== Provided material
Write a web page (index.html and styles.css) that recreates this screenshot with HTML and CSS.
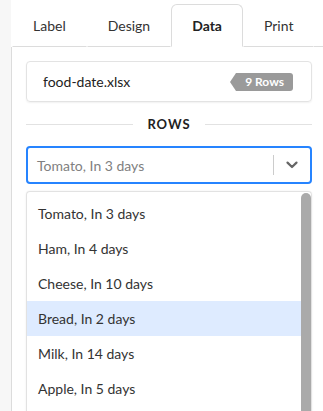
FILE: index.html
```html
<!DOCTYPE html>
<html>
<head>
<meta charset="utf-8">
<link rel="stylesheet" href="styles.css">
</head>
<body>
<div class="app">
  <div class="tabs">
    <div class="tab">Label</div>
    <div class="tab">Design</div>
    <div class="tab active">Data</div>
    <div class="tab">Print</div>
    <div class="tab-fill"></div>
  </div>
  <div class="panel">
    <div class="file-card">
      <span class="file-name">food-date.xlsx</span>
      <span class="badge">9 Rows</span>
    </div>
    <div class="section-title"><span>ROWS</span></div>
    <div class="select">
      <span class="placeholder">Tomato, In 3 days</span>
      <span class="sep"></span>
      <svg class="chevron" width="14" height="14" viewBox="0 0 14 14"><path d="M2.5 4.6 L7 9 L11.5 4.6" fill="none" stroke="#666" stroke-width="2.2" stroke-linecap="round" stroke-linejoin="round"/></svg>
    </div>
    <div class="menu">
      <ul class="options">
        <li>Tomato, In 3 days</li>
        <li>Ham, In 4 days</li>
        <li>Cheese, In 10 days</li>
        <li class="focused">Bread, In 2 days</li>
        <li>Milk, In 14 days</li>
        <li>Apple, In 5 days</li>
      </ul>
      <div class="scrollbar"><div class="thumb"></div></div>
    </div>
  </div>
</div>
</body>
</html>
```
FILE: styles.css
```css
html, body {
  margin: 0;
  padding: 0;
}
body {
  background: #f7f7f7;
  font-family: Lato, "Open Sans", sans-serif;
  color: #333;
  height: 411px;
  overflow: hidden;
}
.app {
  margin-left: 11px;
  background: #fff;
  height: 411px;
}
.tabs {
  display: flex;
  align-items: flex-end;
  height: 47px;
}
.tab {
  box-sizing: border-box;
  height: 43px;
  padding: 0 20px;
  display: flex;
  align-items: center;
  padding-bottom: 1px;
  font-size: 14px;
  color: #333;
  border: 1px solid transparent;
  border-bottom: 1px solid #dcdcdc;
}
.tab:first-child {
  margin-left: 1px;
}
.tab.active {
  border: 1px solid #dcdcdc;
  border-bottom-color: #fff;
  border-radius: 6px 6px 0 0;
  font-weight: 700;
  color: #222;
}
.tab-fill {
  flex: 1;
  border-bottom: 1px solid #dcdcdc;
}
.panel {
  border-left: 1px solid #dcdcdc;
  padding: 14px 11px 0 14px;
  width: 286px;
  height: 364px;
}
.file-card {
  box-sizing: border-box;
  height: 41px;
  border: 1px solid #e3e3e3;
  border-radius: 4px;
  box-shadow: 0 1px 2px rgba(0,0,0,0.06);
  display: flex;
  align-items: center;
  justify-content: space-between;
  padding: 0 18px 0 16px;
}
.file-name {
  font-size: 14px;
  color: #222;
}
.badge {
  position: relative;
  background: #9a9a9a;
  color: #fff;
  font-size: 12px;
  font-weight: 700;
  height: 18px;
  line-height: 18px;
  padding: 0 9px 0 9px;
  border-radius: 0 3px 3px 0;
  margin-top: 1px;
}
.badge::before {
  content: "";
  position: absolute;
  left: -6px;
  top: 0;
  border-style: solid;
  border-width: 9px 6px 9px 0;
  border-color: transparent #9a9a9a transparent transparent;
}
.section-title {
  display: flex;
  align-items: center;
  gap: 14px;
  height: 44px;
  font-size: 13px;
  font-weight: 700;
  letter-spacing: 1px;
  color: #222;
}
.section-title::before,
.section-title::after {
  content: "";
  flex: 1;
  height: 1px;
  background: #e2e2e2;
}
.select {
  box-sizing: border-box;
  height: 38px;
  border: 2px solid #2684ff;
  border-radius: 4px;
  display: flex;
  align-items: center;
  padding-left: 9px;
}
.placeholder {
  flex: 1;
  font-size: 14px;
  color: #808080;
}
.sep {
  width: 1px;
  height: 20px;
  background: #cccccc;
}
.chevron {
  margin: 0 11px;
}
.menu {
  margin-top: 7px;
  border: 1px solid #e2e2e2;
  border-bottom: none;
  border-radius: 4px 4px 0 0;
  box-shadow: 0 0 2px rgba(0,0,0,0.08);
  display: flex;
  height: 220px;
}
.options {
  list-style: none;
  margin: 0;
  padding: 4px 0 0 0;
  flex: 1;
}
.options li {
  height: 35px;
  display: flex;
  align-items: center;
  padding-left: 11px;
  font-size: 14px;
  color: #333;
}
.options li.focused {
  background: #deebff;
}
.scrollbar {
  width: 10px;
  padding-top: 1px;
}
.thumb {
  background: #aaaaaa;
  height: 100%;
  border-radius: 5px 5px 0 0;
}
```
====
What the task requires >> Leave out all pictures, then copy the remaining material exactly.

Task output >>
Write a web page (index.html and styles.css) that recreates this screenshot with HTML and CSS.
FILE: index.html
```html
<!DOCTYPE html>
<html>
<head>
<meta charset="utf-8">
<link rel="stylesheet" href="styles.css">
</head>
<body>
<div class="app">
  <div class="tabs">
    <div class="tab">Label</div>
    <div class="tab">Design</div>
    <div class="tab active">Data</div>
    <div class="tab">Print</div>
    <div class="tab-fill"></div>
  </div>
  <div class="panel">
    <div class="file-card">
      <span class="file-name">food-date.xlsx</span>
      <span class="badge">9 Rows</span>
    </div>
    <div class="section-title"><span>ROWS</span></div>
    <div class="select">
      <span class="placeholder">Tomato, In 3 days</span>
      <span class="sep"></span>
      <svg class="chevron" width="14" height="14" viewBox="0 0 14 14"><path d="M2.5 4.6 L7 9 L11.5 4.6" fill="none" stroke="#666" stroke-width="2.2" stroke-linecap="round" stroke-linejoin="round"/></svg>
    </div>
    <div class="menu">
      <ul class="options">
        <li>Tomato, In 3 days</li>
        <li>Ham, In 4 days</li>
        <li>Cheese, In 10 days</li>
        <li class="focused">Bread, In 2 days</li>
        <li>Milk, In 14 days</li>
        <li>Apple, In 5 days</li>
      </ul>
      <div class="scrollbar"><div class="thumb"></div></div>
    </div>
  </div>
</div>
</body>
</html>
```
FILE: styles.css
```css
html, body {
  margin: 0;
  padding: 0;
}
body {
  background: #f7f7f7;
  font-family: Lato, "Open Sans", sans-serif;
  color: #333;
  height: 411px;
  overflow: hidden;
}
.app {
  margin-left: 11px;
  background: #fff;
  height: 411px;
}
.tabs {
  display: flex;
  align-items: flex-end;
  height: 47px;
}
.tab {
  box-sizing: border-box;
  height: 43px;
  padding: 0 20px;
  display: flex;
  align-items: center;
  padding-bottom: 1px;
  font-size: 14px;
  color: #333;
  border: 1px solid transparent;
  border-bottom: 1px solid #dcdcdc;
}
.tab:first-child {
  margin-left: 1px;
}
.tab.active {
  border: 1px solid #dcdcdc;
  border-bottom-color: #fff;
  border-radius: 6px 6px 0 0;
  font-weight: 700;
  color: #222;
}
.tab-fill {
  flex: 1;
  border-bottom: 1px solid #dcdcdc;
}
.panel {
  border-left: 1px solid #dcdcdc;
  padding: 14px 11px 0 14px;
  width: 286px;
  height: 364px;
}
.file-card {
  box-sizing: border-box;
  height: 41px;
  border: 1px solid #e3e3e3;
  border-radius: 4px;
  box-shadow: 0 1px 2px rgba(0,0,0,0.06);
  display: flex;
  align-items: center;
  justify-content: space-between;
  padding: 0 18px 0 16px;
}
.file-name {
  font-size: 14px;
  color: #222;
}
.badge {
  position: relative;
  background: #9a9a9a;
  color: #fff;
  font-size: 12px;
  font-weight: 700;
  height: 18px;
  line-height: 18px;
  padding: 0 9px 0 9px;
  border-radius: 0 3px 3px 0;
  margin-top: 1px;
}
.badge::before {
  content: "";
  position: absolute;
  left: -6px;
  top: 0;
  border-style: solid;
  border-width: 9px 6px 9px 0;
  border-color: transparent #9a9a9a transparent transparent;
}
.section-title {
  display: flex;
  align-items: center;
  gap: 14px;
  height: 44px;
  font-size: 13px;
  font-weight: 700;
  letter-spacing: 1px;
  color: #222;
}
.section-title::before,
.section-title::after {
  content: "";
  flex: 1;
  height: 1px;
  background: #e2e2e2;
}
.select {
  box-sizing: border-box;
  height: 38px;
  border: 2px solid #2684ff;
  border-radius: 4px;
  display: flex;
  align-items: center;
  padding-left: 9px;
}
.placeholder {
  flex: 1;
  font-size: 14px;
  color: #808080;
}
.sep {
  width: 1px;
  height: 20px;
  background: #cccccc;
}
.chevron {
  margin: 0 11px;
}
.menu {
  margin-top: 7px;
  border: 1px solid #e2e2e2;
  border-bottom: none;
  border-radius: 4px 4px 0 0;
  box-shadow: 0 0 2px rgba(0,0,0,0.08);
  display: flex;
  height: 220px;
}
.options {
  list-style: none;
  margin: 0;
  padding: 4px 0 0 0;
  flex: 1;
}
.options li {
  height: 35px;
  display: flex;
  align-items: center;
  padding-left: 11px;
  font-size: 14px;
  color: #333;
}
.options li.focused {
  background: #deebff;
}
.scrollbar {
  width: 10px;
  padding-top: 1px;
}
.thumb {
  background: #aaaaaa;
  height: 100%;
  border-radius: 5px 5px 0 0;
}
```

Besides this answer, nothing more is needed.